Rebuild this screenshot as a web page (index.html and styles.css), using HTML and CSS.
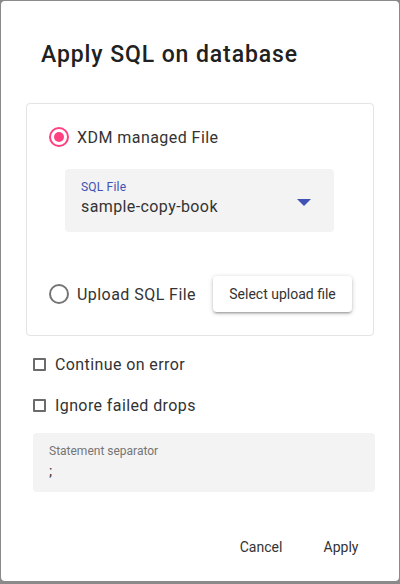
FILE: index.html
```html
<!DOCTYPE html>
<html>
<head>
<meta charset="utf-8">
<link rel="stylesheet" href="styles.css">
</head>
<body>
<div class="dialog">
  <h2 class="title">Apply SQL on database</h2>
  <div class="panel">
    <div class="radio-row first">
      <span class="radio checked"><span class="dot"></span></span>
      <span class="radio-label">XDM managed File</span>
    </div>
    <div class="select">
      <div class="select-label">SQL File</div>
      <div class="select-value">sample-copy-book</div>
      <span class="arrow"></span>
    </div>
    <div class="radio-row second">
      <span class="radio"></span>
      <span class="radio-label">Upload SQL File</span>
      <button class="raised">Select upload file</button>
    </div>
  </div>
  <div class="checks">
    <div class="check-row">
      <span class="checkbox"></span>
      <span class="check-label">Continue on error</span>
    </div>
    <div class="check-row">
      <span class="checkbox"></span>
      <span class="check-label">Ignore failed drops</span>
    </div>
  </div>
  <div class="field">
    <div class="field-label">Statement separator</div>
    <div class="field-value">;</div>
  </div>
  <div class="actions">
    <button class="text-btn">Cancel</button>
    <button class="text-btn">Apply</button>
  </div>
</div>
</body>
</html>
```
FILE: styles.css
```css
html, body {
  margin: 0;
  padding: 0;
}
body {
  background: #8a8a8a;
  font-family: Roboto, "Liberation Sans", sans-serif;
  color: #212121;
  width: 400px;
  height: 584px;
  overflow: hidden;
}
.dialog {
  margin: 1px;
  width: 398px;
  height: 580px;
  background: #fff;
  border-radius: 4px;
  box-sizing: border-box;
  padding: 40px 0 0 25px;
}
.title {
  margin: 0 0 34px 15px;
  font-size: 23px;
  line-height: 28px;
  font-weight: 500;
  letter-spacing: 0.9px;
  color: #212121;
}
.panel {
  width: 348px;
  height: 233px;
  box-sizing: border-box;
  border: 1px solid #e4e4e4;
  border-radius: 4px;
  padding: 13px 0 0 22px;
  box-shadow: 0 0 1px rgba(0,0,0,0.06);
}
.radio-row {
  display: flex;
  align-items: center;
}
.radio-row.first {
  height: 40px;
}
.radio-row.second {
  height: 36px;
  margin-top: 44px;
}
.radio {
  flex-shrink: 0;
  width: 20px;
  height: 20px;
  box-sizing: border-box;
  border: 2px solid #757575;
  border-radius: 50%;
  display: flex;
  align-items: center;
  justify-content: center;
}
.radio.checked {
  border-color: #ff4081;
}
.dot {
  width: 10px;
  height: 10px;
  border-radius: 50%;
  background: #ff4081;
}
.radio-label {
  flex-shrink: 0;
  white-space: nowrap;
  margin-left: 8px;
  font-size: 16px;
  letter-spacing: 0.45px;
  color: #333;
}
.select {
  position: relative;
  margin: 12px 0 0 16px;
  width: 269px;
  height: 63px;
  box-sizing: border-box;
  background: #f3f3f3;
  border-radius: 4px;
  padding: 11px 0 0 16px;
}
.select-label {
  font-size: 12px;
  line-height: 14px;
  color: #3f51b5;
  letter-spacing: 0.2px;
}
.select-value {
  margin-top: 3px;
  font-size: 16px;
  line-height: 20px;
  color: #333;
  letter-spacing: 0.4px;
}
.arrow {
  position: absolute;
  left: 232px;
  top: 30px;
  width: 0;
  height: 0;
  border-left: 7px solid transparent;
  border-right: 7px solid transparent;
  border-top: 7px solid #3f51b5;
}
.raised {
  flex-shrink: 0;
  white-space: nowrap;
  margin-left: 17px;
  height: 36px;
  width: 139px;
  border: none;
  background: #fff;
  border-radius: 4px;
  font-family: Roboto, "Liberation Sans", sans-serif;
  font-size: 14px;
  color: #333;
  padding: 0;
  box-shadow: 0 2px 2px rgba(0,0,0,0.14), 0 3px 1px -2px rgba(0,0,0,0.12), 0 1px 5px rgba(0,0,0,0.2);
}
.checks {
  margin-top: 8px;
}
.check-row {
  display: flex;
  align-items: center;
  height: 41px;
  padding-left: 7px;
}
.checkbox {
  width: 13px;
  height: 13px;
  box-sizing: border-box;
  border: 2px solid #6b6b6b;
  border-radius: 1px;
}
.check-label {
  margin-left: 9px;
  font-size: 16px;
  letter-spacing: 0.4px;
  color: #333;
}
.field {
  margin: 7px 0 0 7px;
  width: 342px;
  height: 59px;
  box-sizing: border-box;
  background: #f3f3f3;
  border-radius: 4px;
  padding: 11px 0 0 16px;
}
.field-label {
  font-size: 12px;
  line-height: 14px;
  color: #757575;
}
.field-value {
  margin-top: 4px;
  font-size: 15px;
  line-height: 18px;
  color: #333;
}
.actions {
  display: flex;
  justify-content: flex-end;
  gap: 16px;
  margin-top: 37px;
  padding-right: 26px;
}
.text-btn {
  min-width: 64px;
  height: 36px;
  border: none;
  background: transparent;
  padding: 0 8px;
  font-family: Roboto, "Liberation Sans", sans-serif;
  font-size: 14px;
  color: #333;
}
```
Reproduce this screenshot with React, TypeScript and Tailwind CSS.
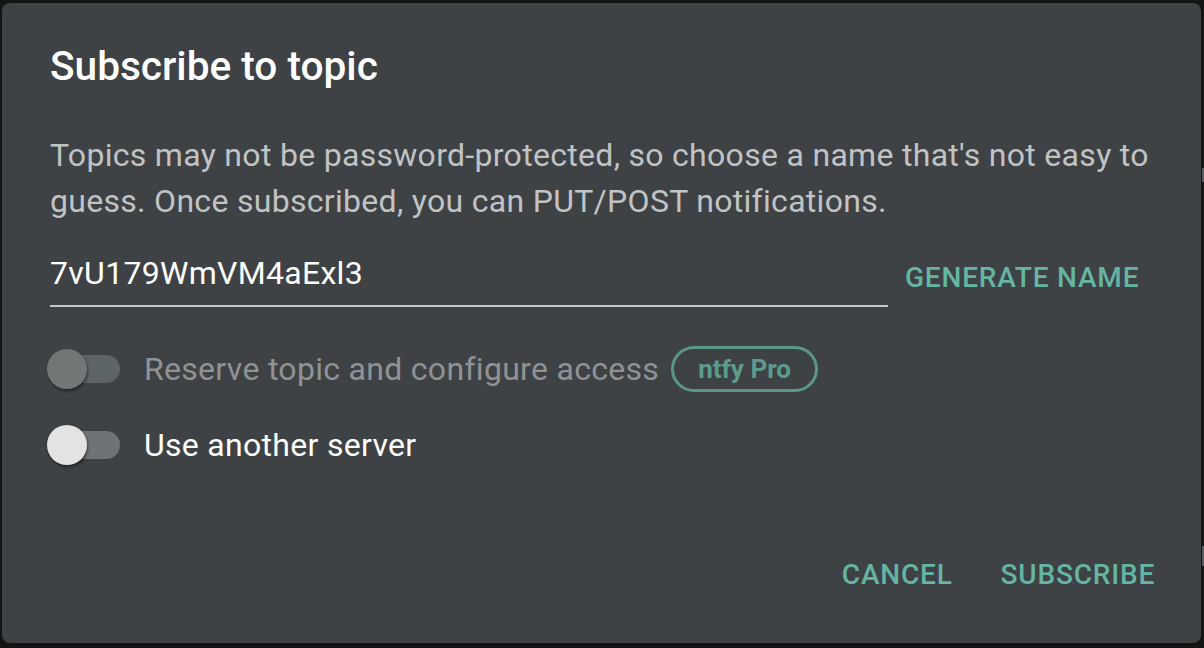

■ ■ ■ ■

◆ BRIEF
Omit the pictures and give the material again, exactly and in full.

◆ RESPONSE TO THIS TASK
Rebuild this screenshot as a web page (index.html and styles.css), using HTML and CSS.
FILE: index.html
```html
<!DOCTYPE html>
<html>
<head>
<meta charset="utf-8">
<link rel="stylesheet" href="styles.css">
</head>
<body>
<div class="dialog">
  <h2 class="title">Apply SQL on database</h2>
  <div class="panel">
    <div class="radio-row first">
      <span class="radio checked"><span class="dot"></span></span>
      <span class="radio-label">XDM managed File</span>
    </div>
    <div class="select">
      <div class="select-label">SQL File</div>
      <div class="select-value">sample-copy-book</div>
      <span class="arrow"></span>
    </div>
    <div class="radio-row second">
      <span class="radio"></span>
      <span class="radio-label">Upload SQL File</span>
      <button class="raised">Select upload file</button>
    </div>
  </div>
  <div class="checks">
    <div class="check-row">
      <span class="checkbox"></span>
      <span class="check-label">Continue on error</span>
    </div>
    <div class="check-row">
      <span class="checkbox"></span>
      <span class="check-label">Ignore failed drops</span>
    </div>
  </div>
  <div class="field">
    <div class="field-label">Statement separator</div>
    <div class="field-value">;</div>
  </div>
  <div class="actions">
    <button class="text-btn">Cancel</button>
    <button class="text-btn">Apply</button>
  </div>
</div>
</body>
</html>
```
FILE: styles.css
```css
html, body {
  margin: 0;
  padding: 0;
}
body {
  background: #8a8a8a;
  font-family: Roboto, "Liberation Sans", sans-serif;
  color: #212121;
  width: 400px;
  height: 584px;
  overflow: hidden;
}
.dialog {
  margin: 1px;
  width: 398px;
  height: 580px;
  background: #fff;
  border-radius: 4px;
  box-sizing: border-box;
  padding: 40px 0 0 25px;
}
.title {
  margin: 0 0 34px 15px;
  font-size: 23px;
  line-height: 28px;
  font-weight: 500;
  letter-spacing: 0.9px;
  color: #212121;
}
.panel {
  width: 348px;
  height: 233px;
  box-sizing: border-box;
  border: 1px solid #e4e4e4;
  border-radius: 4px;
  padding: 13px 0 0 22px;
  box-shadow: 0 0 1px rgba(0,0,0,0.06);
}
.radio-row {
  display: flex;
  align-items: center;
}
.radio-row.first {
  height: 40px;
}
.radio-row.second {
  height: 36px;
  margin-top: 44px;
}
.radio {
  flex-shrink: 0;
  width: 20px;
  height: 20px;
  box-sizing: border-box;
  border: 2px solid #757575;
  border-radius: 50%;
  display: flex;
  align-items: center;
  justify-content: center;
}
.radio.checked {
  border-color: #ff4081;
}
.dot {
  width: 10px;
  height: 10px;
  border-radius: 50%;
  background: #ff4081;
}
.radio-label {
  flex-shrink: 0;
  white-space: nowrap;
  margin-left: 8px;
  font-size: 16px;
  letter-spacing: 0.45px;
  color: #333;
}
.select {
  position: relative;
  margin: 12px 0 0 16px;
  width: 269px;
  height: 63px;
  box-sizing: border-box;
  background: #f3f3f3;
  border-radius: 4px;
  padding: 11px 0 0 16px;
}
.select-label {
  font-size: 12px;
  line-height: 14px;
  color: #3f51b5;
  letter-spacing: 0.2px;
}
.select-value {
  margin-top: 3px;
  font-size: 16px;
  line-height: 20px;
  color: #333;
  letter-spacing: 0.4px;
}
.arrow {
  position: absolute;
  left: 232px;
  top: 30px;
  width: 0;
  height: 0;
  border-left: 7px solid transparent;
  border-right: 7px solid transparent;
  border-top: 7px solid #3f51b5;
}
.raised {
  flex-shrink: 0;
  white-space: nowrap;
  margin-left: 17px;
  height: 36px;
  width: 139px;
  border: none;
  background: #fff;
  border-radius: 4px;
  font-family: Roboto, "Liberation Sans", sans-serif;
  font-size: 14px;
  color: #333;
  padding: 0;
  box-shadow: 0 2px 2px rgba(0,0,0,0.14), 0 3px 1px -2px rgba(0,0,0,0.12), 0 1px 5px rgba(0,0,0,0.2);
}
.checks {
  margin-top: 8px;
}
.check-row {
  display: flex;
  align-items: center;
  height: 41px;
  padding-left: 7px;
}
.checkbox {
  width: 13px;
  height: 13px;
  box-sizing: border-box;
  border: 2px solid #6b6b6b;
  border-radius: 1px;
}
.check-label {
  margin-left: 9px;
  font-size: 16px;
  letter-spacing: 0.4px;
  color: #333;
}
.field {
  margin: 7px 0 0 7px;
  width: 342px;
  height: 59px;
  box-sizing: border-box;
  background: #f3f3f3;
  border-radius: 4px;
  padding: 11px 0 0 16px;
}
.field-label {
  font-size: 12px;
  line-height: 14px;
  color: #757575;
}
.field-value {
  margin-top: 4px;
  font-size: 15px;
  line-height: 18px;
  color: #333;
}
.actions {
  display: flex;
  justify-content: flex-end;
  gap: 16px;
  margin-top: 37px;
  padding-right: 26px;
}
.text-btn {
  min-width: 64px;
  height: 36px;
  border: none;
  background: transparent;
  padding: 0 8px;
  font-family: Roboto, "Liberation Sans", sans-serif;
  font-size: 14px;
  color: #333;
}
```
Reproduce this screenshot with React, TypeScript and Tailwind CSS.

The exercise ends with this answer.